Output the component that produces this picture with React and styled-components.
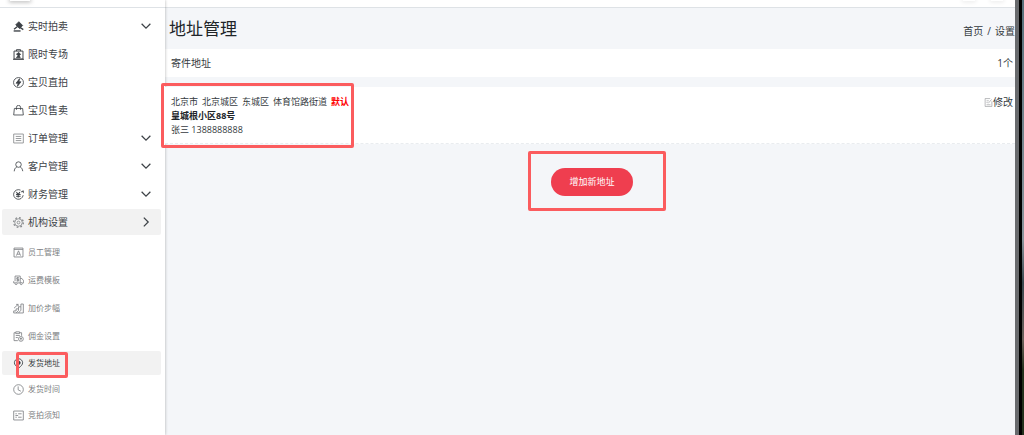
import React from 'react'
import styled, { createGlobalStyle } from 'styled-components'

const GlobalStyle = createGlobalStyle`
  * {
    box-sizing: border-box;
  }
  body {
    margin: 0;
    overflow: hidden;
    background: #f4f6f9;
    color: #343a40;
    font-family: 'Open Sans', 'Noto Sans CJK SC', sans-serif;
    font-size: 10px;
    line-height: 14px;
  }
`

const icons = {
  gavel: (
    <>
      <path d='M4 5.5 8.500 1l5.500 5.500L9.500 11z' fill='currentColor' />
      <path d='M6.500 8 1.500 12M9.500 9l5.500 3.500' strokeWidth='2' />
      <path d='M1 14.500h10' strokeWidth='2' />
    </>
  ),
  board: (
    <>
      <path d='M1.500 3h13v11.500h-13zM5 3V1h6v2M0 15h16' strokeWidth='1.4' />
      <path d='M5 7.500 8.500 5l2.500 3-2 1.500 1.500 3H5l2.500-3z' fill='currentColor' />
    </>
  ),
  bolt: (
    <>
      <circle cx='8' cy='8' r='7.200' />
      <path d='M9.500 2.500 4.500 9H7.500L6.500 13.500 11.500 7H8.500z' fill='currentColor' />
    </>
  ),
  bag: <path d='M2 5h12l1 9.500H1zM5 7V3.500a3 3 0 0 1 6 0V7' />,
  list: <path d='M1 1.500h14v13H1zM4 5h8M4 8h8M4 11h8' />,
  user: <path d='M8 1.200a4 4 0 0 1 0 8 4 4 0 0 1 0-8zM5.500 8.700C3 10 2 12 1.800 15M10.500 8.700C13 10 13.600 12 14.200 14.800' />,
  money: (
    <>
      <path d='M14.800 9A7 7 0 1 1 11 1.700M15.200 6l-.7-4M11.500 4.200l4-1' />
      <path d='M5 4.500 7.500 8 10 4.500M4.500 8h6.500M4.500 10.500h6.500M7.500 8v4.500' strokeWidth='1.5' />
    </>
  ),
  gear: (
    <>
      <circle cx='8' cy='8' r='5.500' />
      <circle cx='8' cy='8' r='7' strokeWidth='2' strokeDasharray='2.500 3' />
      <circle cx='8' cy='8' r='2' />
    </>
  ),
  staff: <path d='M1.500 1.500h13v13h-13zM1.500 3.500h13M5 12.500l3-7 3 7M6 10.500h4' />,
  truck: (
    <>
      <path d='M3 11.500H1V9M3 9V1.500h7.500v10H6M10.500 5h2.500l2.500 3.500v3h-2' />
      <path d='M8.500 4H5.500v2.200h2.800v2.300H5M7 3v6.500' />
      <circle cx='4.500' cy='12.500' r='1.500' />
      <circle cx='12' cy='12.500' r='1.500' />
    </>
  ),
  steps: (
    <>
      <path d='M1 14.500v-3h3.500v-3H8v-3h3.500v-4H15v13zM1.500 7.500 7.500 2M4.500 2h3v3' />
      <path d='M4.500 14.500 8 11v-2.500M8 14.500l3.500-4V5.500' />
    </>
  ),
  clipboard: (
    <>
      <path d='M7 14H1.500V2.500H4M9.500 2.500h3V7M4 1.200h5.500v2.600H4zM4 6.500h6M4 9.500h3' />
      <circle cx='11.500' cy='11.500' r='3.500' />
      <path d='M11.500 9.500v4M10 11h3' />
    </>
  ),
  pin: (
    <>
      <path d='M8 15C4 11.500 2 9.500 2 7a6 6 0 0 1 12 0c0 2.500-2 4.500-6 8z' />
      <circle cx='8' cy='7' r='2.500' fill='currentColor' />
    </>
  ),
  clock: (
    <>
      <circle cx='8' cy='8' r='7' />
      <path d='M7.500 3.500V8.500l4 2' />
    </>
  ),
  notice: <path d='M1 1.500h14v13H1zM3.500 5.500h2M3.500 10.500h2M7.500 5.500h5M7.500 10.500h5M3.500 8h4' />,
  edit: <path d='M14 6v9H2V1h9M4.500 5h4M4.500 8h2M4.500 12h7M7.500 9.500l6-7' />,
  down: <path d='M1 4.500 8 11.500 15 4.500' />,
  right: <path d='M4.500 1 11.500 8 4.500 15' />
}

const Icon = ({ name, size = 11, weight = 1.2 }) => (
  <svg
    width={size}
    height={size}
    viewBox='0 0 16 16'
    fill='none'
    stroke='currentColor'
    strokeWidth={weight}
    aria-hidden='true'
  >
    {icons[name]}
  </svg>
)

const menu = [
  { label: '实时拍卖', icon: 'gavel', arrow: 'down' },
  { label: '限时专场', icon: 'board' },
  { label: '宝贝直拍', icon: 'bolt' },
  { label: '宝贝售卖', icon: 'bag' },
  { label: '订单管理', icon: 'list', arrow: 'down', soft: true },
  { label: '客户管理', icon: 'user', arrow: 'down' },
  { label: '财务管理', icon: 'money', arrow: 'down' },
  { label: '机构设置', icon: 'gear', arrow: 'right', soft: true, active: true }
]

const subMenu = [
  { label: '员工管理', icon: 'staff' },
  { label: '运费模板', icon: 'truck' },
  { label: '加价步幅', icon: 'steps' },
  { label: '佣金设置', icon: 'clipboard' },
  { label: '发货地址', icon: 'pin', active: true, compact: true },
  { label: '发货时间', icon: 'clock', compact: true },
  { label: '竞拍须知', icon: 'notice', compact: true }
]

const region = ['北京市', '北京城区', '东城区', '体育馆路街道']

const App = () => {
  return (
    <Page>
      <GlobalStyle />
      <Sidebar>
        <TopStrip><Shade /></TopStrip>
        <Menu>
          {menu.map((item) => (
            <li key={item.label}>
              <MenuLink href='#' $active={item.active}>
                <IconBox $soft={item.soft}><Icon name={item.icon} /></IconBox>
                <span>{item.label}</span>
                {item.arrow && <Icon name={item.arrow} size={10} weight={2} />}
              </MenuLink>
            </li>
          ))}
        </Menu>
        <SubMenu>
          {subMenu.map((item) => (
            <li key={item.label}>
              <SubLink href='#' $active={item.active} $compact={item.compact}>
                <IconBox><Icon name={item.icon} /></IconBox>
                <span>{item.label}</span>
                {item.active && <MenuMark />}
              </SubLink>
            </li>
          ))}
        </SubMenu>
      </Sidebar>

      <Main>
        <TopStrip $end>
          <Shade $faint />
          <Shade $faint />
        </TopStrip>
        {/* PAGE TITLE & BREADCRUMB */}
        <Header>
          <h1>地址管理</h1>
          <nav>
            <a href='#'>首页</a>
            <span>/</span>
            <a href='#'>设置</a>
          </nav>
        </Header>

        <Summary>
          <span>寄件地址</span>
          <span>1个</span>
        </Summary>

        {/* ADDRESS */}
        <AddressCard>
          <address>
            <Region>
              {region.map((part) => <span key={part}>{part}</span>)}
              <em>默认</em>
            </Region>
            <p><strong>皇城根小区88号</strong></p>
            <p>张三 1388888888</p>
          </address>
          <EditButton type='button'>
            <IconBox $soft><Icon name='edit' size={9} weight={1} /></IconBox>
            修改
          </EditButton>
          <AddressMark />
        </AddressCard>

        <Actions>
          <AddButton type='button'>
            增加新地址
            <ButtonMark />
          </AddButton>
        </Actions>
      </Main>

      <ScrollTrack />
      <Edge />
    </Page>
  )
}

const Page = styled.div`
  display: flex;
  min-height: 100vh;
`

const Sidebar = styled.aside`
  flex: 0 0 165px;
  background: #fff;
  box-shadow: 0 0 3px rgba(0, 0, 0, 0.3);
  z-index: 1;
`

const TopStrip = styled.div`
  display: flex;
  justify-content: ${({ $end }) => ($end ? 'flex-end' : 'flex-start')};
  gap: 16px;
  height: 8px;
  padding: 0 12px 0 10px;
  overflow: hidden;
  background: #fff;
  border-bottom: 1px solid #dee2e6;
`

const Shade = styled.div`
  width: ${({ $faint }) => ($faint ? '12px' : '20px')};
  height: 1px;
  box-shadow: 0 0 4px 1px ${({ $faint }) => ($faint ? 'rgba(0, 0, 0, 0.1)' : 'rgba(0, 0, 0, 0.35)')};
`

const Menu = styled.ul`
  margin: 0;
  padding: 5px 4px 0 2px;
  list-style: none;
  li {
    padding-bottom: 2px;
  }
`

const MenuLink = styled.a`
  display: flex;
  align-items: center;
  gap: 4px;
  height: 26px;
  padding: 0 10px 0 11px;
  border-radius: 2px;
  text-decoration: none;
  color: #3d4247;
  background: ${({ $active }) => ($active ? '#f2f2f2' : 'transparent')};
  span {
    flex: 1;
  }
`

const IconBox = styled.i`
  display: flex;
  color: ${({ $soft }) => ($soft ? '#85888b' : 'inherit')};
`

const SubMenu = styled(Menu)`
  padding-top: 2px;
`

const SubLink = styled(MenuLink)`
  position: relative;
  height: ${({ $compact }) => ($compact ? '24px' : '26px')};
  font-size: 8px;
  color: ${({ $active }) => ($active ? '#343a40' : '#7d8083')};
`

const Mark = styled.i`
  position: absolute;
  border: 3px solid #fb5c5e;
  border-radius: 2px;
  pointer-events: none;
`

const MenuMark = styled(Mark)`
  top: 1px;
  left: 14px;
  width: 52px;
  height: 26px;
`

const AddressMark = styled(Mark)`
  top: -4px;
  left: -4px;
  width: 193px;
  height: 65px;
  z-index: 2;
`

const ButtonMark = styled(Mark)`
  top: -17px;
  left: -23px;
  width: 138px;
  height: 60px;
`

const Main = styled.main`
  flex: 1;
  min-width: 0;
`

const Header = styled.header`
  display: flex;
  justify-content: space-between;
  align-items: center;
  height: 41px;
  padding-left: 4px;
  h1 {
    margin: 0;
    font-size: 17px;
    font-weight: 400;
    line-height: 24px;
    color: #212529;
  }
  nav {
    display: flex;
    gap: 4px;
    padding-top: 4px;
  }
  a {
    color: inherit;
    text-decoration: none;
  }
`

const Summary = styled.section`
  display: flex;
  justify-content: space-between;
  align-items: center;
  height: 28px;
  padding: 0 2px 0 6px;
  background: #fff;
`

const AddressCard = styled.section`
  position: relative;
  z-index: 2;
  display: flex;
  justify-content: space-between;
  align-items: flex-start;
  margin-top: 10px;
  padding: 8px 2px 6px 6px;
  background: #fff;
  border-bottom: 1px dashed #e9ecef;
  address {
    font-style: normal;
    font-size: 9px;
  }
  p {
    margin: 0;
  }
  strong {
    color: #212529;
  }
`

const Region = styled.div`
  display: flex;
  gap: 4px;
  em {
    font-style: normal;
    font-weight: 700;
    color: #f00;
  }
`

const EditButton = styled.button`
  display: flex;
  align-items: center;
  padding: 0;
  border: 0;
  background: none;
  color: inherit;
  font: inherit;
`

const Actions = styled.div`
  display: flex;
  justify-content: center;
  padding: 24px 0 24px 4px;
`

const AddButton = styled.button`
  position: relative;
  height: 28px;
  padding: 0 18px;
  border: 0;
  border-radius: 14px;
  background: #ef3e4f;
  color: #fff;
  font: inherit;
  font-size: 9px;
`

const ScrollTrack = styled.div`
  flex: 0 0 4px;
  background: #686a6d;
`

const Edge = styled.div`
  flex: 0 0 5px;
  background: linear-gradient(#56707a, #8a959c 55%, #39474e 65%, #6b625c 78%, #22301c 85%) right / 2px 100% no-repeat #000;
`

export default App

----

*TASK DIRECTIONS*
Go through the material above and copy each line that has the word "React".

*FINAL ANSWER*
Output the component that produces this picture with React and styled-components.
import React from 'react'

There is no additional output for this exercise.